[BRIEF]: Quote the listing below in its entirety, omitting every image.

━━ DATASET CONTENT ━━

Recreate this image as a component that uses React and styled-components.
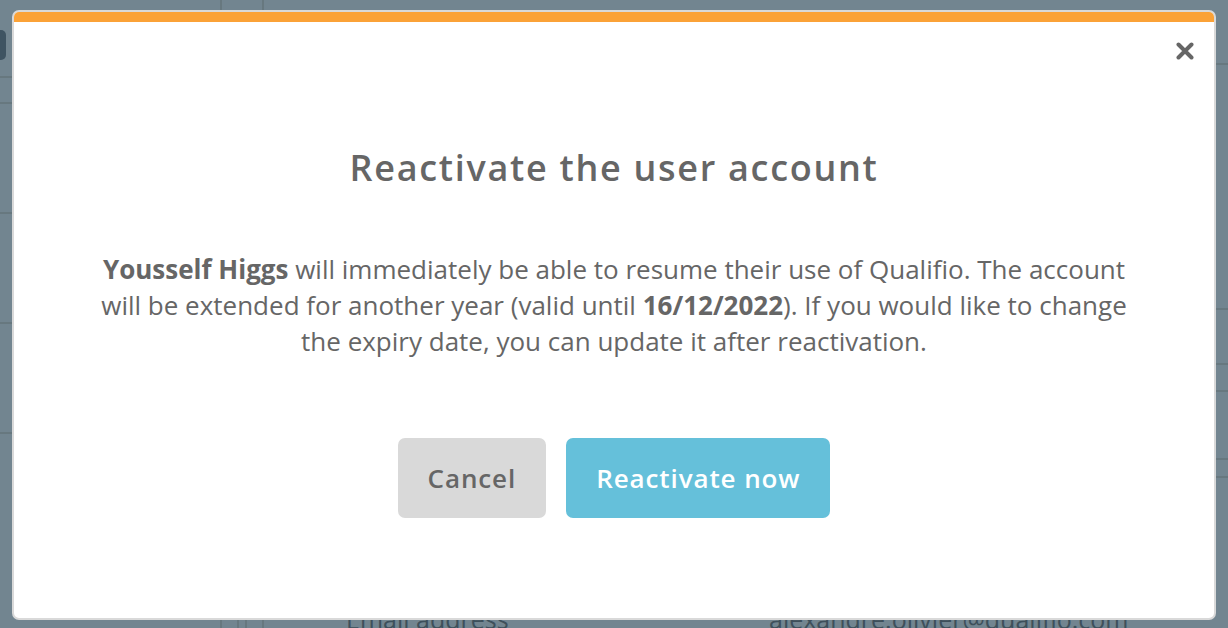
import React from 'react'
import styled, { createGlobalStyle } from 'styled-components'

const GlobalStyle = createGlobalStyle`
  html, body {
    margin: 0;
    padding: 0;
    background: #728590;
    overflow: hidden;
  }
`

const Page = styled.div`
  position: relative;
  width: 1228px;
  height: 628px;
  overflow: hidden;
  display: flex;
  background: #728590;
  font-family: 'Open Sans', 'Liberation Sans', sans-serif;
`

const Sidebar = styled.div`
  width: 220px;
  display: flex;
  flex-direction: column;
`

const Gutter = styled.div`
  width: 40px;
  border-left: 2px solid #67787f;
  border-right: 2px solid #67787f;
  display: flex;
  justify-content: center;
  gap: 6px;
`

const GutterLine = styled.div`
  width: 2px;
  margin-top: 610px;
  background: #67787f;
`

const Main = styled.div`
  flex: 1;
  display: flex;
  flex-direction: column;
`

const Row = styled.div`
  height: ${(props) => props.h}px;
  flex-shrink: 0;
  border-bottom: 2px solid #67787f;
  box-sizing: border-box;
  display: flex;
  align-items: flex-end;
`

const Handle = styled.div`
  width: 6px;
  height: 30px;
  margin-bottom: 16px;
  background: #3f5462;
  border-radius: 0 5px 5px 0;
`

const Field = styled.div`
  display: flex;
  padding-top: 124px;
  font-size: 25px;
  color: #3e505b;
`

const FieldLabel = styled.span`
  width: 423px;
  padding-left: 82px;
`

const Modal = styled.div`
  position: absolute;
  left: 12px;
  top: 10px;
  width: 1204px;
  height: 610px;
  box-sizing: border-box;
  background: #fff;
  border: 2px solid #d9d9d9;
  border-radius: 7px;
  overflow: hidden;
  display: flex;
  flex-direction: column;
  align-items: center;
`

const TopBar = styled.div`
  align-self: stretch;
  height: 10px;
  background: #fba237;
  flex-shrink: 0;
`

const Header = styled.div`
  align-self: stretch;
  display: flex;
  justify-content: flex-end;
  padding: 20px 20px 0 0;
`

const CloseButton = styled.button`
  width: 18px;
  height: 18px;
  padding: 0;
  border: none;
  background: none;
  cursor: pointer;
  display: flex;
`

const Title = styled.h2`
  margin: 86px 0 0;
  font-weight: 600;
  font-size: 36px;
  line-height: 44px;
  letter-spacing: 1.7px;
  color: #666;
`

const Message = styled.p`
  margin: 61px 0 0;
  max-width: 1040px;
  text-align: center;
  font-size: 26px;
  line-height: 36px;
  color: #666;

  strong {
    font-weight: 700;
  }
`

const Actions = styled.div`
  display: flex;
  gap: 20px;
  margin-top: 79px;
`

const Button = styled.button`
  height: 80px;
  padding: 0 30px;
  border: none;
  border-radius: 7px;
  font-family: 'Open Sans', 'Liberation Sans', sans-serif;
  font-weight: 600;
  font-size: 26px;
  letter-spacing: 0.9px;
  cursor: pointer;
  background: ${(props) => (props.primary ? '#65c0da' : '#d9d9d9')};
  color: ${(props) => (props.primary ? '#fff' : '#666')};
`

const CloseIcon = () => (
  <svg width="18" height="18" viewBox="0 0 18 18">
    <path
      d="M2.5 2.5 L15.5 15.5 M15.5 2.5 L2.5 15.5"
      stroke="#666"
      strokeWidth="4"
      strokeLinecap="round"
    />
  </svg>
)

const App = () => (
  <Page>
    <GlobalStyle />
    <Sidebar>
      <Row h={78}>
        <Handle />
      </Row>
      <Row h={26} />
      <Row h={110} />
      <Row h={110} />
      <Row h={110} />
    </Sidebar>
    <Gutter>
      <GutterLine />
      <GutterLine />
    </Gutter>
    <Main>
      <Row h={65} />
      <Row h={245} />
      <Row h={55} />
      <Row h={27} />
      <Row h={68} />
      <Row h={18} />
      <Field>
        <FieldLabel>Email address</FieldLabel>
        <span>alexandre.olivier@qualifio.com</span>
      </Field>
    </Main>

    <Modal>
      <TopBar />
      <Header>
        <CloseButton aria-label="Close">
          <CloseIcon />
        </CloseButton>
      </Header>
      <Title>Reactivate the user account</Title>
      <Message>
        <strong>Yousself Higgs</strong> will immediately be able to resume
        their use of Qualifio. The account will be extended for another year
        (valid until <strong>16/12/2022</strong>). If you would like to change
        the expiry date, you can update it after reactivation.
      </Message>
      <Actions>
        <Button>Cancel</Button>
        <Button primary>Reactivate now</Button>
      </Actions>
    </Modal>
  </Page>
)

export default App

━━━

[ANSWER FOR THIS EXERCISE]:
Recreate this image as a component that uses React and styled-components.
import React from 'react'
import styled, { createGlobalStyle } from 'styled-components'

const GlobalStyle = createGlobalStyle`
  html, body {
    margin: 0;
    padding: 0;
    background: #728590;
    overflow: hidden;
  }
`

const Page = styled.div`
  position: relative;
  width: 1228px;
  height: 628px;
  overflow: hidden;
  display: flex;
  background: #728590;
  font-family: 'Open Sans', 'Liberation Sans', sans-serif;
`

const Sidebar = styled.div`
  width: 220px;
  display: flex;
  flex-direction: column;
`

const Gutter = styled.div`
  width: 40px;
  border-left: 2px solid #67787f;
  border-right: 2px solid #67787f;
  display: flex;
  justify-content: center;
  gap: 6px;
`

const GutterLine = styled.div`
  width: 2px;
  margin-top: 610px;
  background: #67787f;
`

const Main = styled.div`
  flex: 1;
  display: flex;
  flex-direction: column;
`

const Row = styled.div`
  height: ${(props) => props.h}px;
  flex-shrink: 0;
  border-bottom: 2px solid #67787f;
  box-sizing: border-box;
  display: flex;
  align-items: flex-end;
`

const Handle = styled.div`
  width: 6px;
  height: 30px;
  margin-bottom: 16px;
  background: #3f5462;
  border-radius: 0 5px 5px 0;
`

const Field = styled.div`
  display: flex;
  padding-top: 124px;
  font-size: 25px;
  color: #3e505b;
`

const FieldLabel = styled.span`
  width: 423px;
  padding-left: 82px;
`

const Modal = styled.div`
  position: absolute;
  left: 12px;
  top: 10px;
  width: 1204px;
  height: 610px;
  box-sizing: border-box;
  background: #fff;
  border: 2px solid #d9d9d9;
  border-radius: 7px;
  overflow: hidden;
  display: flex;
  flex-direction: column;
  align-items: center;
`

const TopBar = styled.div`
  align-self: stretch;
  height: 10px;
  background: #fba237;
  flex-shrink: 0;
`

const Header = styled.div`
  align-self: stretch;
  display: flex;
  justify-content: flex-end;
  padding: 20px 20px 0 0;
`

const CloseButton = styled.button`
  width: 18px;
  height: 18px;
  padding: 0;
  border: none;
  background: none;
  cursor: pointer;
  display: flex;
`

const Title = styled.h2`
  margin: 86px 0 0;
  font-weight: 600;
  font-size: 36px;
  line-height: 44px;
  letter-spacing: 1.7px;
  color: #666;
`

const Message = styled.p`
  margin: 61px 0 0;
  max-width: 1040px;
  text-align: center;
  font-size: 26px;
  line-height: 36px;
  color: #666;

  strong {
    font-weight: 700;
  }
`

const Actions = styled.div`
  display: flex;
  gap: 20px;
  margin-top: 79px;
`

const Button = styled.button`
  height: 80px;
  padding: 0 30px;
  border: none;
  border-radius: 7px;
  font-family: 'Open Sans', 'Liberation Sans', sans-serif;
  font-weight: 600;
  font-size: 26px;
  letter-spacing: 0.9px;
  cursor: pointer;
  background: ${(props) => (props.primary ? '#65c0da' : '#d9d9d9')};
  color: ${(props) => (props.primary ? '#fff' : '#666')};
`

const CloseIcon = () => (
  <svg width="18" height="18" viewBox="0 0 18 18">
    <path
      d="M2.5 2.5 L15.5 15.5 M15.5 2.5 L2.5 15.5"
      stroke="#666"
      strokeWidth="4"
      strokeLinecap="round"
    />
  </svg>
)

const App = () => (
  <Page>
    <GlobalStyle />
    <Sidebar>
      <Row h={78}>
        <Handle />
      </Row>
      <Row h={26} />
      <Row h={110} />
      <Row h={110} />
      <Row h={110} />
    </Sidebar>
    <Gutter>
      <GutterLine />
      <GutterLine />
    </Gutter>
    <Main>
      <Row h={65} />
      <Row h={245} />
      <Row h={55} />
      <Row h={27} />
      <Row h={68} />
      <Row h={18} />
      <Field>
        <FieldLabel>Email address</FieldLabel>
        <span>alexandre.olivier@qualifio.com</span>
      </Field>
    </Main>

    <Modal>
      <TopBar />
      <Header>
        <CloseButton aria-label="Close">
          <CloseIcon />
        </CloseButton>
      </Header>
      <Title>Reactivate the user account</Title>
      <Message>
        <strong>Yousself Higgs</strong> will immediately be able to resume
        their use of Qualifio. The account will be extended for another year
        (valid until <strong>16/12/2022</strong>). If you would like to change
        the expiry date, you can update it after reactivation.
      </Message>
      <Actions>
        <Button>Cancel</Button>
        <Button primary>Reactivate now</Button>
      </Actions>
    </Modal>
  </Page>
)

export default App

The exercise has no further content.